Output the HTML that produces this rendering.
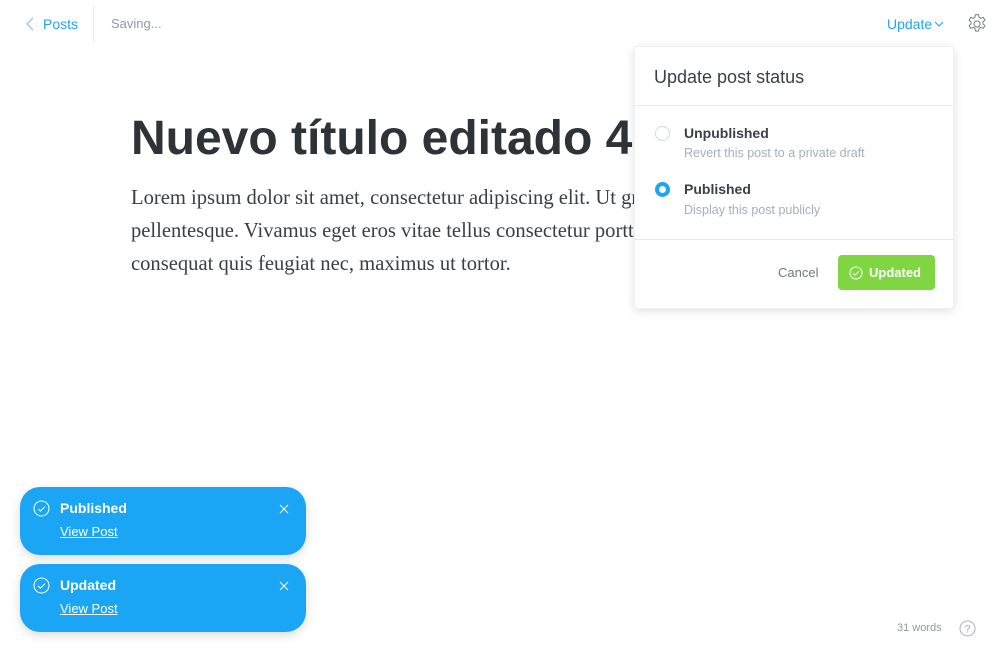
<!DOCTYPE html>
<html><head><meta charset="utf-8"><style>
*{box-sizing:border-box;margin:0;padding:0}
body{width:1000px;height:660px;background:#fff;font-family:"Liberation Sans",sans-serif;position:relative;overflow:hidden;color:#2e3338}
.abs{position:absolute}
.title{left:131px;top:109px;font-size:48px;font-weight:bold;color:#2e3338;white-space:nowrap;line-height:60px}
.body{left:131px;top:182px;font-family:"Liberation Serif",serif;font-size:20.6px;line-height:33px;color:#3a3f44;white-space:nowrap}
.pop{left:634px;top:46px;width:320px;height:263px;background:#fff;border-radius:4px;box-shadow:0 2px 10px rgba(0,0,0,.12);border:1px solid #eef2f4}
.toast{left:20px;width:286px;height:68px;background:#1ba5f5;border-radius:20px;box-shadow:0 3px 10px rgba(0,0,0,.15);color:#fff}
</style></head><body>
<svg class="abs" style="left:26px;top:17px" width="10" height="14"><path d="M7 1L1 7l6 6" fill="none" stroke="#8ccbf5" stroke-width="1.3"/></svg>
<div class="abs" style="left:43px;top:16px;font-size:14px;color:#24a3ef">Posts</div>
<div class="abs" style="left:93px;top:6px;width:1px;height:36px;background:#e4ebee"></div>
<div class="abs" style="left:111px;top:16px;font-size:13px;color:#8e9aa0">Saving...</div>
<div class="abs" style="left:887px;top:16px;font-size:14px;color:#24a3ef">Update</div>
<svg class="abs" style="left:934px;top:21px" width="10" height="7"><path d="M1 1l4 4 4-4" fill="none" stroke="#24a3ef" stroke-width="1.1"/></svg>
<svg class="abs" style="left:966px;top:13px" width="22" height="22" viewBox="0 0 20 20"><path d="M8.6 1.5h2.8l.5 2.4 1.6.9 2.3-.8 1.4 2.4-1.8 1.6v1.9l1.8 1.6-1.4 2.4-2.3-.8-1.6.9-.5 2.4H8.6l-.5-2.4-1.6-.9-2.3.8-1.4-2.4 1.8-1.6V8l-1.8-1.6 1.4-2.4 2.3.8 1.6-.9z" fill="none" stroke="#7d8a92" stroke-width="1" stroke-linejoin="round"/><circle cx="10" cy="10" r="2.8" fill="none" stroke="#7d8a92" stroke-width="1"/></svg>
<div class="abs title">Nuevo título editado 4</div>
<div class="abs body">Lorem ipsum dolor sit amet, consectetur adipiscing elit. Ut gra<br>pellentesque. Vivamus eget eros vitae tellus consectetur porttit<br>consequat quis feugiat nec, maximus ut tortor.</div>
<div class="abs pop">
 <div class="abs" style="left:19px;top:20px;font-size:18px;color:#3a4147">Update post status</div>
 <div class="abs" style="left:0;top:58px;width:318px;height:1px;background:#e0ebf0"></div>
 <div class="abs" style="left:20px;top:79px;width:15px;height:15px;border-radius:50%;border:1px solid #c9dbe5"></div>
 <div class="abs" style="left:49px;top:78px;font-size:14px;font-weight:bold;color:#3a4147">Unpublished</div>
 <div class="abs" style="left:49px;top:99px;font-size:12.5px;color:#a3b0b8">Revert this post to a private draft</div>
 <div class="abs" style="left:20px;top:135px;width:15px;height:15px;border-radius:50%;border:4px solid #1ba5f5;background:#fff"></div>
 <div class="abs" style="left:49px;top:134px;font-size:14px;font-weight:bold;color:#3a4147">Published</div>
 <div class="abs" style="left:49px;top:156px;font-size:12.5px;color:#a3b0b8">Display this post publicly</div>
 <div class="abs" style="left:0;top:192px;width:318px;height:1px;background:#e0ebf0"></div>
 <div class="abs" style="left:143px;top:218px;font-size:13px;color:#6d7a82">Cancel</div>
 <div class="abs" style="left:203px;top:208px;width:97px;height:35px;background:#7fd641;border-radius:4px;color:#fff;font-size:13px;font-weight:bold">
  <svg class="abs" style="left:11px;top:11px" width="14" height="14"><circle cx="7" cy="7" r="6" fill="none" stroke="#fff" stroke-width="1"/><path d="M4 7.2l2 2 4-4" fill="none" stroke="#fff" stroke-width="1"/></svg>
  <span class="abs" style="left:31px;top:10px">Updated</span>
 </div>
</div>
<div class="abs toast" style="top:487px">
 <svg class="abs" style="left:13px;top:13px" width="17" height="17"><circle cx="8.5" cy="8.5" r="7.5" fill="none" stroke="#fff" stroke-width="1"/><path d="M5 8.8l2.4 2.4 4.6-4.6" fill="none" stroke="#fff" stroke-width="1"/></svg>
 <div class="abs" style="left:40px;top:13px;font-size:14px;font-weight:bold">Published</div>
 <div class="abs" style="left:40px;top:37px;font-size:13px;text-decoration:underline">View Post</div>
 <svg class="abs" style="left:259px;top:17px" width="10" height="10"><path d="M1 1l8 8M9 1l-8 8" stroke="#fff" stroke-width="1"/></svg>
</div>
<div class="abs toast" style="top:564px">
 <svg class="abs" style="left:13px;top:13px" width="17" height="17"><circle cx="8.5" cy="8.5" r="7.5" fill="none" stroke="#fff" stroke-width="1"/><path d="M5 8.8l2.4 2.4 4.6-4.6" fill="none" stroke="#fff" stroke-width="1"/></svg>
 <div class="abs" style="left:40px;top:13px;font-size:14px;font-weight:bold">Updated</div>
 <div class="abs" style="left:40px;top:37px;font-size:13px;text-decoration:underline">View Post</div>
 <svg class="abs" style="left:259px;top:17px" width="10" height="10"><path d="M1 1l8 8M9 1l-8 8" stroke="#fff" stroke-width="1"/></svg>
</div>
<div class="abs" style="left:897px;top:622px;font-size:11px;color:#8e9aa0">31 words</div>
<svg class="abs" style="left:959px;top:620px" width="17" height="17"><circle cx="8.5" cy="8.5" r="7.5" fill="none" stroke="#a3b0b8" stroke-width="1"/><text x="8.5" y="12.5" font-size="11" text-anchor="middle" fill="#a3b0b8" font-family="Liberation Sans">?</text></svg>
</body></html>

**Given instruction:** From the material above, copy everything exactly but the pictures.

**Response to this exercise:**
Output the HTML that produces this rendering.
<!DOCTYPE html>
<html><head><meta charset="utf-8"><style>
*{box-sizing:border-box;margin:0;padding:0}
body{width:1000px;height:660px;background:#fff;font-family:"Liberation Sans",sans-serif;position:relative;overflow:hidden;color:#2e3338}
.abs{position:absolute}
.title{left:131px;top:109px;font-size:48px;font-weight:bold;color:#2e3338;white-space:nowrap;line-height:60px}
.body{left:131px;top:182px;font-family:"Liberation Serif",serif;font-size:20.6px;line-height:33px;color:#3a3f44;white-space:nowrap}
.pop{left:634px;top:46px;width:320px;height:263px;background:#fff;border-radius:4px;box-shadow:0 2px 10px rgba(0,0,0,.12);border:1px solid #eef2f4}
.toast{left:20px;width:286px;height:68px;background:#1ba5f5;border-radius:20px;box-shadow:0 3px 10px rgba(0,0,0,.15);color:#fff}
</style></head><body>
<svg class="abs" style="left:26px;top:17px" width="10" height="14"><path d="M7 1L1 7l6 6" fill="none" stroke="#8ccbf5" stroke-width="1.3"/></svg>
<div class="abs" style="left:43px;top:16px;font-size:14px;color:#24a3ef">Posts</div>
<div class="abs" style="left:93px;top:6px;width:1px;height:36px;background:#e4ebee"></div>
<div class="abs" style="left:111px;top:16px;font-size:13px;color:#8e9aa0">Saving...</div>
<div class="abs" style="left:887px;top:16px;font-size:14px;color:#24a3ef">Update</div>
<svg class="abs" style="left:934px;top:21px" width="10" height="7"><path d="M1 1l4 4 4-4" fill="none" stroke="#24a3ef" stroke-width="1.1"/></svg>
<svg class="abs" style="left:966px;top:13px" width="22" height="22" viewBox="0 0 20 20"><path d="M8.6 1.5h2.8l.5 2.4 1.6.9 2.3-.8 1.4 2.4-1.8 1.6v1.9l1.8 1.6-1.4 2.4-2.3-.8-1.6.9-.5 2.4H8.6l-.5-2.4-1.6-.9-2.3.8-1.4-2.4 1.8-1.6V8l-1.8-1.6 1.4-2.4 2.3.8 1.6-.9z" fill="none" stroke="#7d8a92" stroke-width="1" stroke-linejoin="round"/><circle cx="10" cy="10" r="2.8" fill="none" stroke="#7d8a92" stroke-width="1"/></svg>
<div class="abs title">Nuevo título editado 4</div>
<div class="abs body">Lorem ipsum dolor sit amet, consectetur adipiscing elit. Ut gra<br>pellentesque. Vivamus eget eros vitae tellus consectetur porttit<br>consequat quis feugiat nec, maximus ut tortor.</div>
<div class="abs pop">
 <div class="abs" style="left:19px;top:20px;font-size:18px;color:#3a4147">Update post status</div>
 <div class="abs" style="left:0;top:58px;width:318px;height:1px;background:#e0ebf0"></div>
 <div class="abs" style="left:20px;top:79px;width:15px;height:15px;border-radius:50%;border:1px solid #c9dbe5"></div>
 <div class="abs" style="left:49px;top:78px;font-size:14px;font-weight:bold;color:#3a4147">Unpublished</div>
 <div class="abs" style="left:49px;top:99px;font-size:12.5px;color:#a3b0b8">Revert this post to a private draft</div>
 <div class="abs" style="left:20px;top:135px;width:15px;height:15px;border-radius:50%;border:4px solid #1ba5f5;background:#fff"></div>
 <div class="abs" style="left:49px;top:134px;font-size:14px;font-weight:bold;color:#3a4147">Published</div>
 <div class="abs" style="left:49px;top:156px;font-size:12.5px;color:#a3b0b8">Display this post publicly</div>
 <div class="abs" style="left:0;top:192px;width:318px;height:1px;background:#e0ebf0"></div>
 <div class="abs" style="left:143px;top:218px;font-size:13px;color:#6d7a82">Cancel</div>
 <div class="abs" style="left:203px;top:208px;width:97px;height:35px;background:#7fd641;border-radius:4px;color:#fff;font-size:13px;font-weight:bold">
  <svg class="abs" style="left:11px;top:11px" width="14" height="14"><circle cx="7" cy="7" r="6" fill="none" stroke="#fff" stroke-width="1"/><path d="M4 7.2l2 2 4-4" fill="none" stroke="#fff" stroke-width="1"/></svg>
  <span class="abs" style="left:31px;top:10px">Updated</span>
 </div>
</div>
<div class="abs toast" style="top:487px">
 <svg class="abs" style="left:13px;top:13px" width="17" height="17"><circle cx="8.5" cy="8.5" r="7.5" fill="none" stroke="#fff" stroke-width="1"/><path d="M5 8.8l2.4 2.4 4.6-4.6" fill="none" stroke="#fff" stroke-width="1"/></svg>
 <div class="abs" style="left:40px;top:13px;font-size:14px;font-weight:bold">Published</div>
 <div class="abs" style="left:40px;top:37px;font-size:13px;text-decoration:underline">View Post</div>
 <svg class="abs" style="left:259px;top:17px" width="10" height="10"><path d="M1 1l8 8M9 1l-8 8" stroke="#fff" stroke-width="1"/></svg>
</div>
<div class="abs toast" style="top:564px">
 <svg class="abs" style="left:13px;top:13px" width="17" height="17"><circle cx="8.5" cy="8.5" r="7.5" fill="none" stroke="#fff" stroke-width="1"/><path d="M5 8.8l2.4 2.4 4.6-4.6" fill="none" stroke="#fff" stroke-width="1"/></svg>
 <div class="abs" style="left:40px;top:13px;font-size:14px;font-weight:bold">Updated</div>
 <div class="abs" style="left:40px;top:37px;font-size:13px;text-decoration:underline">View Post</div>
 <svg class="abs" style="left:259px;top:17px" width="10" height="10"><path d="M1 1l8 8M9 1l-8 8" stroke="#fff" stroke-width="1"/></svg>
</div>
<div class="abs" style="left:897px;top:622px;font-size:11px;color:#8e9aa0">31 words</div>
<svg class="abs" style="left:959px;top:620px" width="17" height="17"><circle cx="8.5" cy="8.5" r="7.5" fill="none" stroke="#a3b0b8" stroke-width="1"/><text x="8.5" y="12.5" font-size="11" text-anchor="middle" fill="#a3b0b8" font-family="Liberation Sans">?</text></svg>
</body></html>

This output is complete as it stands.